Data Pipeline Nodes
This document provides a detailed overview of the various nodes that can be utilized within a data pipeline. Each node type is designed to perform specific tasks, enabling the integration and execution of complex data workflows. Below, you will find the necessary fields required to create each type of node.
ETL Job Node
The ETL Job Node facilitates the execution of ETL jobs, allowing for the inclusion of arguments to be utilized within the job. For instance, this node can be employed to execute an ETL job that identifies the highest paying job and its corresponding salary, as well as to trigger subsequent jobs based on the output of the initial job.
| Attribute | Description |
|---|---|
| Resource | Select an ETL job from the dropdown list of available jobs. |
| Node Name | A unique identifier for the node. |
| Input Configurations | Arguments that can be used within the job. |
ML Model Inference Node
The ML Model Inference Node is designed to run machine learning models using input arguments to make predictions or decisions. For example, this node can process customer data to predict churn probabilities, with the results forwarded to the next node in the pipeline.
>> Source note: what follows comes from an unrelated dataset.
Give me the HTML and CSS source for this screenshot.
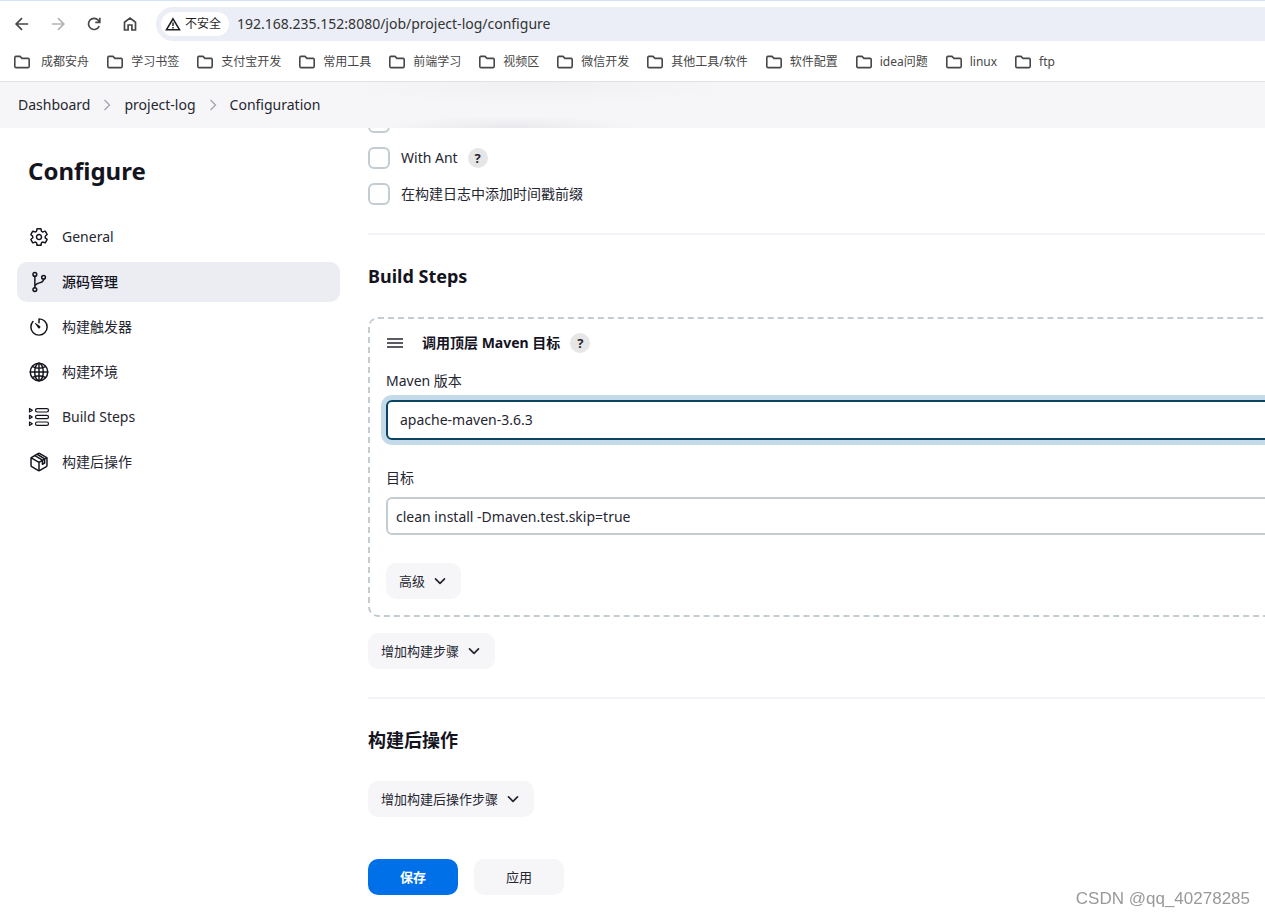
FILE: index.html
```
<!DOCTYPE html>
<html lang="zh-CN">
<head>
<meta charset="utf-8">
<title>project-log Config</title>
<link rel="stylesheet" href="styles.css">
</head>
<body>
<svg class="defs" aria-hidden="true">
  <symbol id="folder" viewBox="0 0 18 16"><path d="M1.8 12.6V3.4a1 1 0 0 1 1-1H7l2 2h6.200a1 1 0 0 1 1 1v7.200a1 1 0 0 1-1 1H2.800a1 1 0 0 1-1-1z" fill="none" stroke="currentColor" stroke-width="1.600"/></symbol>
  <symbol id="chevron" viewBox="0 0 12 12"><path d="M1.500 3.800L6 8.300l4.500-4.500" fill="none" stroke="currentColor" stroke-width="1.700" stroke-linecap="round" stroke-linejoin="round"/></symbol>
  <symbol id="crumb" viewBox="0 0 12 12"><path d="M3.500 1L8.500 6l-5 5" fill="none" stroke="currentColor" stroke-width="1.400"/></symbol>
</svg>

<header class="browser">
  <div class="toolbar">
    <button class="nav-button" aria-label="Back"><svg viewBox="0 0 20 20"><path d="M16.200 10H4.500M10 4.200L4.200 10l5.800 5.800" /></svg></button>
    <button class="nav-button disabled" aria-label="Forward" disabled><svg viewBox="0 0 20 20"><path d="M3.800 10h11.700M10 4.200l5.800 5.800-5.800 5.800"/></svg></button>
    <button class="nav-button" aria-label="Reload"><svg viewBox="0 0 20 20"><path d="M15.200 12.200A5.600 5.600 0 1 1 14.300 6.200L15.600 8M15.800 3.800V8.300H11.300"/></svg></button>
    <button class="nav-button" aria-label="Home"><svg viewBox="0 0 20 20"><path d="M4.500 16V8.200L10 4l5.500 4.200V16h-3.600v-5H8.100v5z"/></svg></button>
    <div class="address">
      <button class="chip"><svg viewBox="0 0 16 14"><path d="M8 1.800L14.500 12.700h-13z" fill="none" stroke="currentColor" stroke-width="1.600"/><path d="M8 5.500v3.600M8 10.100v1.500" stroke="currentColor" stroke-width="1.500"/></svg>不安全</button>
      <input class="url" type="text" aria-label="Address" value="192.168.235.152:8080/job/project-log/configure">
    </div>
  </div>
  <nav class="bookmarks">
    <a href="#"><svg><use href="#folder"/></svg>&nbsp;成都安舟</a>
    <a href="#"><svg><use href="#folder"/></svg>学习书签</a>
    <a href="#"><svg><use href="#folder"/></svg>支付宝开发</a>
    <a href="#"><svg><use href="#folder"/></svg>常用工具</a>
    <a href="#"><svg><use href="#folder"/></svg>前端学习</a>
    <a href="#"><svg><use href="#folder"/></svg>视频区</a>
    <a href="#"><svg><use href="#folder"/></svg>微信开发</a>
    <a href="#"><svg><use href="#folder"/></svg>其他工具/软件</a>
    <a href="#"><svg><use href="#folder"/></svg>软件配置</a>
    <a href="#"><svg><use href="#folder"/></svg>idea问题</a>
    <a href="#"><svg><use href="#folder"/></svg>linux</a>
    <a href="#"><svg><use href="#folder"/></svg>ftp</a>
  </nav>
</header>

<nav class="breadcrumbs">
  <a href="#">Dashboard</a>
  <svg><use href="#crumb"/></svg>
  <a href="#">project-log</a>
  <svg><use href="#crumb"/></svg>
  <a href="#">Configuration</a>
</nav>

<div class="page">
  <aside class="sidebar">
    <h1>Configure</h1>
    <nav class="tasks">
      <a href="#"><svg viewBox="0 0 512 512"><path d="M262.290 192.310a64 64 0 1057.400 57.400 64.130 64.130 0 00-57.400-57.400zM416.390 256a154.340 154.340 0 01-1.530 20.790l45.210 35.460a10.810 10.810 0 012.450 13.750l-42.770 74a10.810 10.810 0 01-13.140 4.590l-44.900-18.080a16.110 16.110 0 00-15.170 1.750A164.480 164.480 0 01325 400.800a15.940 15.940 0 00-8.820 12.140l-6.730 47.890a11.080 11.080 0 01-10.680 9.170h-85.540a11.110 11.110 0 01-10.690-8.870l-6.720-47.820a16.070 16.070 0 00-9-12.220 155.300 155.300 0 01-21.460-12.570 16 16 0 00-15.110-1.710l-44.890 18.070a10.810 10.810 0 01-13.140-4.580l-42.770-74a10.800 10.800 0 012.450-13.750l38.210-30a16.050 16.050 0 006-14.080c-.36-4.170-.58-8.330-.58-12.500s.21-8.270.58-12.350a16 16 0 00-6.070-13.940l-38.190-30A10.810 10.810 0 0149.480 186l42.770-74a10.810 10.810 0 0113.140-4.590l44.900 18.080a16.110 16.110 0 0015.170-1.750A164.480 164.480 0 01187 111.200a15.940 15.940 0 008.820-12.140l6.730-47.890A11.080 11.080 0 01213.230 42h85.540a11.110 11.110 0 0110.690 8.870l6.720 47.820a16.070 16.070 0 009 12.220 155.300 155.300 0 0121.460 12.570 16 16 0 0015.110 1.710l44.890-18.070a10.810 10.810 0 0113.140 4.580l42.770 74a10.800 10.800 0 01-2.450 13.750l-38.210 30a16.050 16.050 0 00-6.050 14.080c.33 4.140.55 8.300.55 12.470z"/></svg>General</a>
      <a href="#" class="active"><svg viewBox="0 0 512 512"><circle cx="150" cy="62" r="48"/><circle cx="150" cy="450" r="48"/><circle cx="372" cy="136" r="48"/><path d="M150 402V110M372 184c0 130-222 60-222 200"/></svg>源码管理</a>
      <a href="#"><svg viewBox="0 0 512 512"><path d="M102 118A207 207 0 0048 254c-1 115 93 209 208 210 115 0 208-93 208-208 0-113-90-205-203-208a5 5 0 00-5 5V145"/><path class="solid" d="M233.380 278.630l-79-113a8.130 8.130 0 0111.320-11.320l113 79a32.500 32.500 0 01-37.250 53.260 33.210 33.210 0 01-8.070-7.940z"/></svg>构建触发器</a>
      <a href="#"><svg viewBox="0 0 512 512"><circle cx="256" cy="256" r="224"/><ellipse cx="256" cy="256" rx="110" ry="224"/><path d="M256 32v448M32 256h448M92 120c100 50 228 50 328 0M92 392c100-50 228-50 328 0"/></svg>构建环境</a>
      <a href="#"><svg class="thin" viewBox="0 0 20 20"><path d="M.5 1.500v3.400l2.800-1.700zM.5 8.300v3.400L3.300 10zM.5 15.100v3.400l2.800-1.700z"/><rect x="6.500" y="1.600" width="13" height="3.400" rx="1.700"/><rect x="6.500" y="8.300" width="13" height="3.400" rx="1.700"/><rect x="6.500" y="15" width="13" height="3.400" rx="1.700"/></svg>Build Steps</a>
      <a href="#"><svg viewBox="0 0 512 512"><path d="M460 346V166a32 32 0 00-16-28L280 42a48 48 0 00-48 0L68 138a32 32 0 00-16 28v180a32 32 0 0016 28l164 96a48 48 0 0048 0l164-96a32 32 0 0016-28z"/><path d="M58 148l198 116 198-116M256 474V264M150 92l194 116v106l56-32V176L220 64"/></svg>构建后操作</a>
    </nav>
  </aside>

  <main class="content">
    <div class="checks">
      <label class="check"><input type="checkbox" aria-label="Option"></label>
      <div class="check"><input type="checkbox" id="ant"><label for="ant">With Ant</label><button class="help" aria-label="Help: With Ant">?</button></div>
      <label class="check"><input type="checkbox">在构建日志中添加时间戳前缀</label>
    </div>

    <section class="section">
      <h2>Build Steps</h2>
      <div class="step">
        <div class="step-head">
          <svg viewBox="0 0 16 10"><path d="M0 1h16M0 5h16M0 9h16" stroke="currentColor" stroke-width="1.600"/></svg>
          <h3>调用顶层 Maven 目标</h3>
          <button class="help" aria-label="Help: Maven">?</button>
        </div>
        <label class="field-label" for="version">Maven 版本</label>
        <select id="version" class="field select"><option>apache-maven-3.6.3</option></select>
        <label class="field-label spaced" for="goals">目标</label>
        <input id="goals" class="field text" type="text" value="clean install -Dmaven.test.skip=true">
        <button class="button">高级<svg><use href="#chevron"/></svg></button>
      </div>
      <button class="button">增加构建步骤<svg><use href="#chevron"/></svg></button>
    </section>

    <section class="section">
      <h2>构建后操作</h2>
      <button class="button">增加构建后操作步骤<svg><use href="#chevron"/></svg></button>
    </section>

    <div class="actions">
      <button class="button wide primary">保存</button>
      <button class="button wide">应用</button>
    </div>
  </main>
</div>
<div class="watermark">CSDN @qq_40278285</div>
</body>
</html>
```

FILE: styles.css
```
* {
  box-sizing: border-box;
}

body {
  margin: 0;
  min-height: 100vh;
  overflow: hidden;
  background: #fff;
  color: #262631;
  font: 14px/20px "Noto Sans", "Noto Sans CJK SC", sans-serif;
}

h1,
h2,
h3,
.tasks svg,
.active {
  color: #14141f;
}

a {
  color: inherit;
  text-decoration: none;
}

button,
input,
select {
  margin: 0;
  border: 0;
  color: inherit;
  font: inherit;
}

.defs {
  display: none;
}

/* Browser chrome */
.browser {
  position: relative;
  z-index: 2;
  background: #fff;
  border-top: 1px solid #d3e3fd;
  border-bottom: 1px solid #dfe1e3;
  color: #474747;
}

.toolbar {
  display: flex;
  align-items: center;
  padding: 6px 0 0 4px;
}

.nav-button {
  display: grid;
  place-items: center;
  width: 36px;
  height: 34px;
  padding: 0;
  background: none;
}

.nav-button svg {
  width: 20px;
  height: 20px;
  fill: none;
  stroke: #474747;
  stroke-width: 1.7;
}

.nav-button.disabled svg {
  stroke: #b4b4b4;
}

.address {
  display: flex;
  flex: 1;
  align-items: center;
  gap: 8px;
  height: 34px;
  margin-left: 8px;
  padding-left: 5px;
  border-radius: 17px 0 0 17px;
  background: #ebeef7;
}

.chip {
  display: flex;
  align-items: center;
  gap: 4px;
  height: 24px;
  padding: 0 8px 0 4px;
  border-radius: 12px;
  background: #fff;
  color: #1f1f1f;
  font-size: 12px;
  white-space: nowrap;
}

.chip svg {
  width: 16px;
  height: 14px;
}

.url {
  flex: 1;
  min-width: 0;
  padding: 0;
  background: none;
  color: #333;
  font-size: 14px;
}

.bookmarks {
  display: flex;
  gap: 17px;
  padding: 11px 13px 9px;
  font-size: 12px;
  white-space: nowrap;
}

.bookmarks a {
  display: flex;
  align-items: center;
  gap: 7px;
}

.bookmarks svg {
  width: 18px;
  height: 16px;
}

/* Breadcrumb bar */
.breadcrumbs {
  position: relative;
  z-index: 1;
  display: flex;
  align-items: center;
  gap: 11px;
  height: 46px;
  padding: 0 18px;
  background:
    radial-gradient(130px 12px at 510px 100%, #e9e9ed, transparent),
    radial-gradient(200px 24px at 540px 0, #f0f0f3, transparent),
    #f6f6f8;
}

.breadcrumbs svg {
  width: 12px;
  height: 12px;
  color: #a6a6b8;
}

/* Page */
.page {
  display: grid;
  grid-template-columns: 323px 1fr;
  gap: 28px;
  padding-left: 17px;
}

.sidebar h1 {
  margin: 0;
  padding: 25px 11px 28px;
  font-size: 24px;
  line-height: 36px;
}

.tasks {
  display: grid;
  gap: 5px;
}

.tasks a {
  display: flex;
  align-items: center;
  gap: 13px;
  height: 40px;
  padding: 0 12px;
  border-radius: 10px;
}

.tasks .active {
  background: #ecedf3;
  font-weight: 500;
}

.tasks svg {
  width: 20px;
  height: 20px;
  overflow: visible;
  fill: none;
  stroke: currentColor;
  stroke-width: 38;
  stroke-linecap: round;
  stroke-linejoin: round;
}

.tasks .thin {
  stroke-width: 1.2;
}

.tasks .solid {
  fill: currentColor;
  stroke: none;
}

.content {
  min-width: 0;
  margin: -17px -24px 0 0;
}

.checks {
  display: grid;
  gap: 14px;
  padding-bottom: 28px;
}

.check {
  display: flex;
  align-items: center;
  height: 22px;
}

.check input {
  appearance: none;
  width: 22px;
  height: 22px;
  margin-right: 11px;
  border: 2px solid #c3ccd1;
  border-radius: 6px;
}

.help {
  width: 20px;
  height: 20px;
  margin-left: 10px;
  padding: 0;
  border-radius: 50%;
  background: #e6e6e6;
  font-size: 13px;
  font-weight: 700;
}

.section {
  padding-bottom: 28px;
  border-top: 2px solid #f2f2f7;
}

h2 {
  margin: 0;
  padding: 28px 0;
  font-size: 18px;
  line-height: 26px;
}

.step {
  margin-bottom: 16px;
  padding: 14px 16px 16px;
  border: 2px dashed #c3ccd1;
  border-radius: 10px;
}

.step-head {
  display: flex;
  align-items: center;
  height: 20px;
}

.step-head svg {
  width: 16px;
  height: 10px;
  margin: 0 19px 0 1px;
}

h3 {
  margin: 0;
  font-size: 14px;
  line-height: 20px;
}

.field-label {
  display: block;
  padding: 18px 0 9px;
}

.spaced {
  padding-top: 28px;
}

.field {
  display: block;
  width: 100%;
  border: 2px solid #c3ccd1;
  border-radius: 6px;
  background: #fff;
}

.select {
  appearance: none;
  height: 40px;
  padding: 0 12px;
  border-color: #0b4566;
  box-shadow: 0 0 0 5px #c3dbe8;
}

.text {
  height: 38px;
  margin-bottom: 28px;
  padding: 0 8px;
}

.button {
  display: flex;
  align-items: center;
  justify-content: center;
  gap: 9px;
  height: 36px;
  padding: 0 15px 0 13px;
  border-radius: 10px;
  background: #f6f6f9;
  font-size: 13px;
}

.button svg {
  width: 12px;
  height: 12px;
}

.actions {
  display: flex;
  gap: 16px;
  padding-top: 14px;
}

.wide {
  width: 90px;
  padding: 0;
}

.primary {
  background: #0070e8;
  color: #fff;
  font-weight: 700;
}

.watermark {
  position: fixed;
  right: 15px;
  bottom: 8px;
  color: #999;
  font: 17px/20px "Liberation Sans", sans-serif;
}
```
| Attribute | Description |
|---|---|
| Resource | Choose a machine learning model from the list of accessible models. |
| Node Name | A unique identifier for the node. |
| Input Dataset | The dataset containing files for ML model inference. |
| Select Latest File | Automatically selects the latest file for inference if set to 'Yes'. |
| File Name Execution Property Key | Required if 'Select Latest File' is set to 'No'; specifies the file name from the dataset. (must be an execution property key) |
| Target Dataset | The dataset where inference results are saved. |
Users can perform inference on the input dataset (with a soft limit of 10,000 files) or on up to 100 selected files.